= Anti-Communist Unification Party =

Former political party in Guatemala

The Anti-Communist Unification Party (Partido de Unificación Anticomunista, PUA) was a political party in Guatemala.

==History==
The party was formed in 1948 in order to support the candidacy of Francisco Javier Arana in the 1950 presidential elections. However, Arana was killed after threatening to launch a coup in the build-up to the elections, having been considered the main rival to Jacobo Árbenz of the Revolutionary Action Party. The PUA ultimately joined the National Electoral Union (an alliance including the Democratic Unity Party and the National Democratic Reconciliation Party), which nominated Miguel Ydígoras Fuentes as its candidate. Ydígoras finished second to Árbenz in the elections.

The party later became part of the National Anti-Communist Front, supporting Carlos Castillo Armas. It won three seats in the 1955 parliamentary elections. In the 1958 general elections it was part of the alliance nominating José Luis Cruz Salazar, who finished as runner-up to Ydígoras. In the Congressional elections the PUA ran in an alliance with the Republican Party and Guatemalan Christian Democracy, with the three winning 20 of the 66 seats. It was dissolved after the 1963 coup.

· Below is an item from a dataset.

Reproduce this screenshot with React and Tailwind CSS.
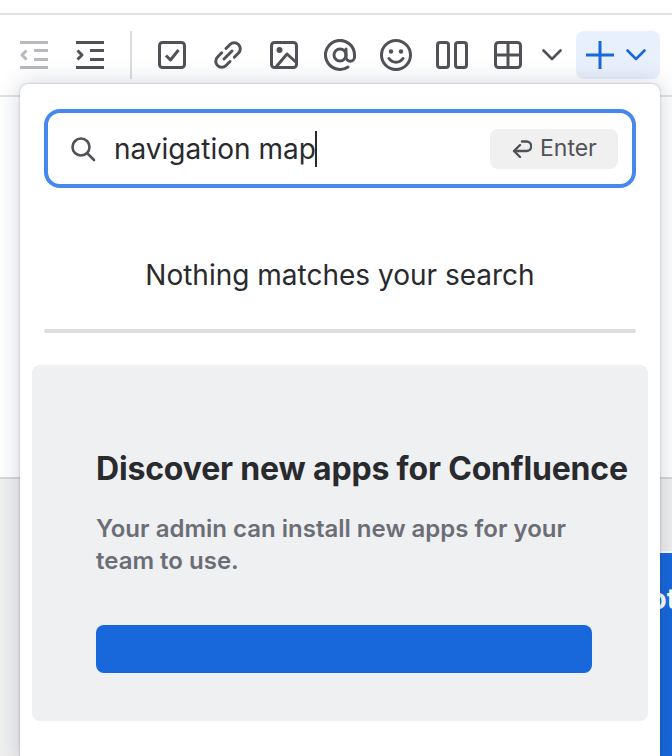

In 1983 the party was re-established by Lionel Sisniega Otero Barrios, a former member of the National Liberation Movement (MLN). Barrios had left the MLN after accusations that it was plotting a coup against Ríos Montt. In the 1984 Constitutional Assembly elections the PUA received 4% of the vote and won one of the 88 seats. In the general elections the following year it was one of three parties to nominate Otero as its presidential candidate; he finished last in a field of eight candidates with 2% of the vote. The three parties also ran together in the Congressional elections, failing to win a seat.